Tra le figure che meglio incarnarono, almeno a Venezia, questo nuovo ruolo di artefice/poeta vi fu senz’altro Giorgione da Castelfranco, apprezzato soprattutto per le sue opere di piccolo o medio formato, quasi enigmi dipinti di difficile risoluzione e che ancora oggi fanno accapigliare gli studiosi (e non solo iconologi) più accaniti.

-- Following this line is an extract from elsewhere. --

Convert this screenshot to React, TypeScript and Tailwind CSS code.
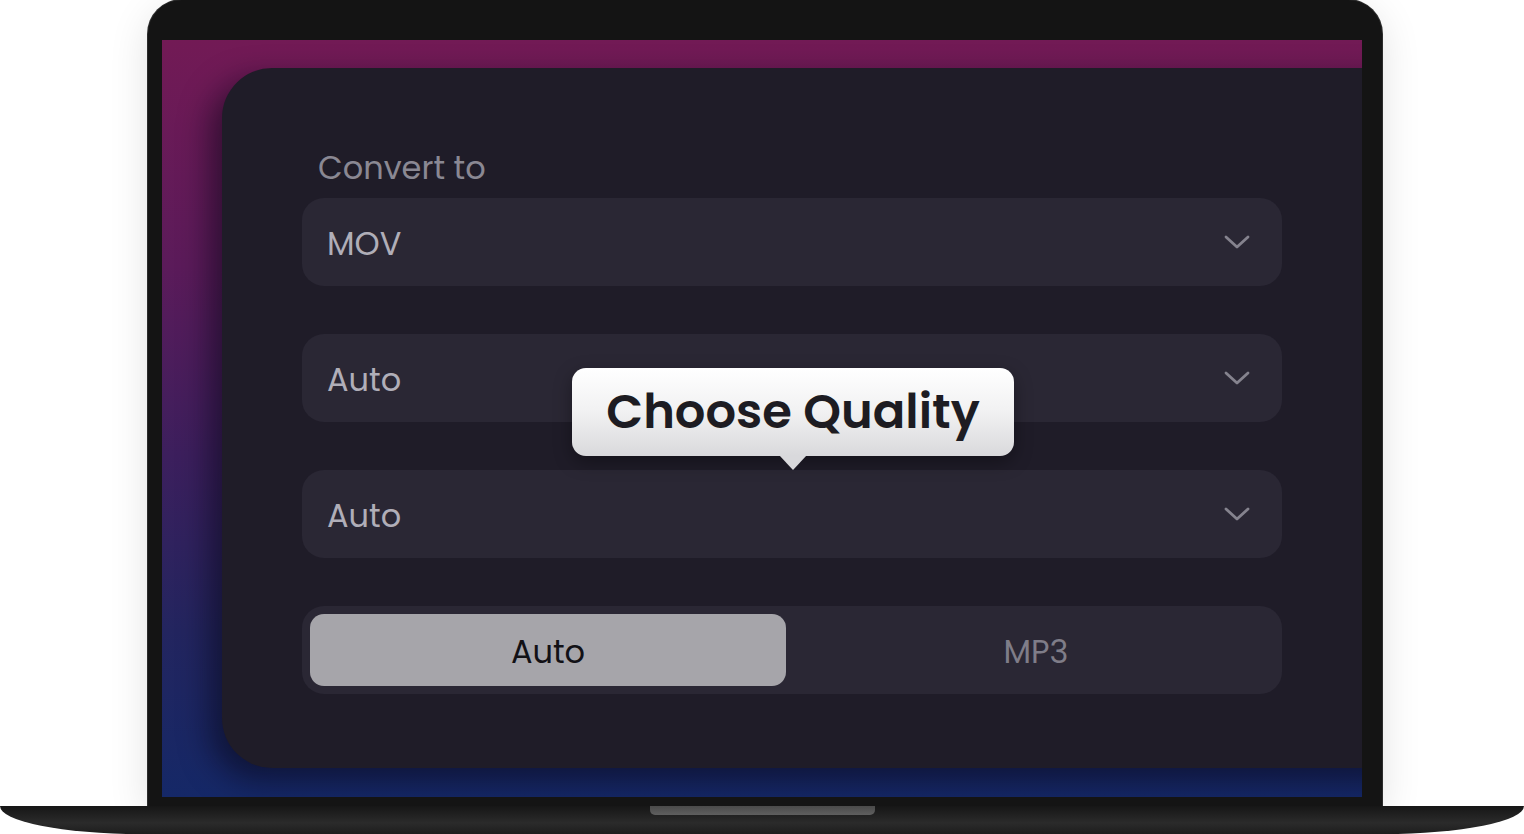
import React from "react";

const font = "font-['Poppins','Open_Sans','Liberation_Sans',sans-serif]";

const Chevron = () => (
  <svg width="26" height="14" viewBox="0 0 26 14" fill="none" className="shrink-0">
    <path
      d="M2 2 L13 12 L24 2"
      stroke="#85838e"
      strokeWidth="2.8"
      strokeLinecap="round"
      strokeLinejoin="round"
    />
  </svg>
);

const Select = ({ value, children }: { value: string; children?: React.ReactNode }) => (
  <div className="relative flex h-[88px] w-full items-center justify-between rounded-[22px] bg-[#2a2734] pl-[25px] pr-[32px]">
    <span className="pt-[4px] text-[32px] leading-none text-[#b0aeb8]">{value}</span>
    <Chevron />
    {children}
  </div>
);

const Tooltip = ({ label }: { label: string }) => (
  <div className="absolute left-[270px] top-[34px] z-10">
    <div className="relative flex h-[88px] w-[442px] items-center justify-center rounded-[14px] bg-[linear-gradient(180deg,#ffffff_0%,#f1f1f2_50%,#d9d9dc_100%)] shadow-[0_6px_18px_rgba(0,0,0,0.35)]">
      <span className="text-[48px] font-semibold leading-none text-[#1d1c22]">
        {label}
      </span>
      <span className="absolute -bottom-[14px] left-1/2 h-0 w-0 -translate-x-1/2 border-x-[14px] border-t-[15px] border-x-transparent border-t-[#d9d9dc]" />
    </div>
  </div>
);

export default function App() {
  return (
    <div className={`flex h-[834px] w-[1524px] flex-col overflow-hidden bg-white ${font}`}>
      {/* lid */}
      <div className="ml-[148px] flex h-[806px] w-[1234px] shrink-0 flex-col rounded-t-[34px] bg-[#141414] pb-[9px] pl-[14px] pr-[20px] pt-[40px] shadow-[0_0_0_1px_#2c2c2c,0_10px_40px_rgba(0,0,0,0.12)]">
        {/* screen */}
        <div className="flex h-[757px] flex-col overflow-hidden bg-[linear-gradient(180deg,#721a55_0%,#5b1b5a_30%,#3c1f5d_55%,#23255f_78%,#152867_100%)] pl-[60px] pt-[28px]">
          <div className="flex h-[700px] w-[1240px] shrink-0 flex-col rounded-l-[50px] bg-[#1f1c28] pl-[80px] pt-[81px] shadow-[-12px_12px_30px_rgba(8,6,20,0.55)]">
            <div className="flex w-[980px] flex-col">
              <div className="mb-[12px] pl-[16px] text-[32px] leading-[37px] text-[#8a8893]">
                Convert to
              </div>
              <Select value="MOV" />
              <div className="mt-[48px]">
                <Select value="Auto">
                  <Tooltip label="Choose Quality" />
                </Select>
              </div>
              <div className="mt-[48px]">
                <Select value="Auto" />
              </div>
              <div className="mt-[48px] grid h-[88px] grid-cols-2 gap-[12px] rounded-[22px] bg-[#2a2734] p-[8px]">
                <button className="flex items-center justify-center rounded-[14px] bg-[#a6a5aa] pt-[3px] text-[32px] leading-none text-[#121116]">
                  Auto
                </button>
                <button className="flex items-center justify-center pt-[3px] text-[32px] leading-none text-[#7f7d88]">
                  MP3
                </button>
              </div>
            </div>
          </div>
        </div>
      </div>
      {/* base */}
      <div className="relative flex h-[28px] w-full shrink-0 justify-center rounded-bl-[140px_28px] rounded-br-[140px_28px] bg-[linear-gradient(180deg,#161616_0%,#222222_35%,#2b2b2b_60%,#1d1d1d_100%)]">
        <div className="h-[9px] w-[225px] rounded-b-[5px] bg-[linear-gradient(180deg,#4a4a4a,#5f5f5f)]" />
      </div>
    </div>
  );
}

È su uno dei capolavori più rinomati di Giorgione, i cosiddetti Tre filosofi del Kunsthistorisches Museum di Vienna, che si concentra il bel libro di Giulia Zaccariotto «Vivitur ingenio» I Tre filosofi di Giorgione e Taddeo Contarini, edito con la solita cura artigianale (nel senso migliore dal termine) da Officina Libraria (prefazione di Salvatore Settis, pp. 144, ill. a colori e in b/n, euro 15,00).
Dei Tre filosofi si sa che era uno dei quadri visti da Marcantonio Michiel nel «portego» della casa veneziana di Taddeo Contarini, accanto ad altri dipinti mirabili come l’Estasi di san Francesco di Giovanni Bellini (ora a New York, Frick Collection). Grazie alla scoperta di un manoscritto autografo di Marin Sanudo, conservato presso la Biblioteca Marciana di Venezia, Zaccariotto ci informa che il diarista ufficiale della Serenissima lesse e appuntò, «subtus tres philosophi», l’iscrizione «Vivitur ingenio caetera mortis erunt», forse contenuta in una cornice oggi perduta. Questo motto, più o meno traducibile come «si vive attraverso l’ingegno, tutto il resto è della morte», è tratto dalla prima Elegia a Mecenate, un testo latino del I secolo d. C., che a lungo fu attribuito nientemeno che a Virgilio.
In realtà, Sanudo non precisa di quali «filosofi» stia parlando, ma l’ipotesi che si tratti proprio del dipinto di Giorgione posseduto da Contarini è avanzata da Zaccariotto con argomenti decisivi, che non lasciano troppo spazio ai dubbi. Con la stessa ammirevole e ormai rara acribia, la studiosa ricostruisce la fortuna della massima pseudo-virgiliana, che per esempio compare nel ritratto di Willibald Pirckheimer inciso da Albrecht Dürer nel 1524 e in alcune illustrazioni di famosi volumi scientifici composti nel Cinquecento, come il trattato anatomico di Andrea Vesalio, stampato a Basilea nel 1543, l’importante commento di Vitruvio pubblicato nel 1547 dal medico tedesco Walther Hermann Ryff e soprattutto l’Astronomiae instauratae mechanica (1598) del grande scienziato danese Tycho Brahe, dedicato agli apparecchi utilizzati per misurare la sfera celeste.
Come sottolinea Giulia Zaccariotto, è proprio il trattato di Brahe a far scattare un corto circuito misterioso, ma certo suggestivo, con la tela giorgionesca, visto che «dei tre personaggi raffigurati da Giorgione, quello seduto è intento in un calcolo scientifico e regge nelle mani una squadra e un compasso, strumenti affini all’attività di misurazione che il danese era solito svolgere e andava a spiegare mediante il suo testo a stampa». Tutto ciò ben si sposa con l’idea già formulata da Salvatore Settis (1978), e ora ribadita nella bella introduzione al saggio di Zaccariotto, che i «tre filosofi» ritratti da Giorgione non siano altro che i re Magi venuti dall’Oriente, intenti a stabilire l’esatta posizione dell’astro che doveva guidarli verso il nuovo Basileus, nato nella lontana Betlemme: l’iscrizione «Vivitur ingenio caetera mortis erunt» che accompagnava il dipinto doveva perciò connotarli, in maniera immediata, come uomini di scienza, ossia come modello di sapienza congiunta alla fede, che con la forza dell’ingegno vince appunto la morte e si proietta verso una fonte di vita vera ed eterna.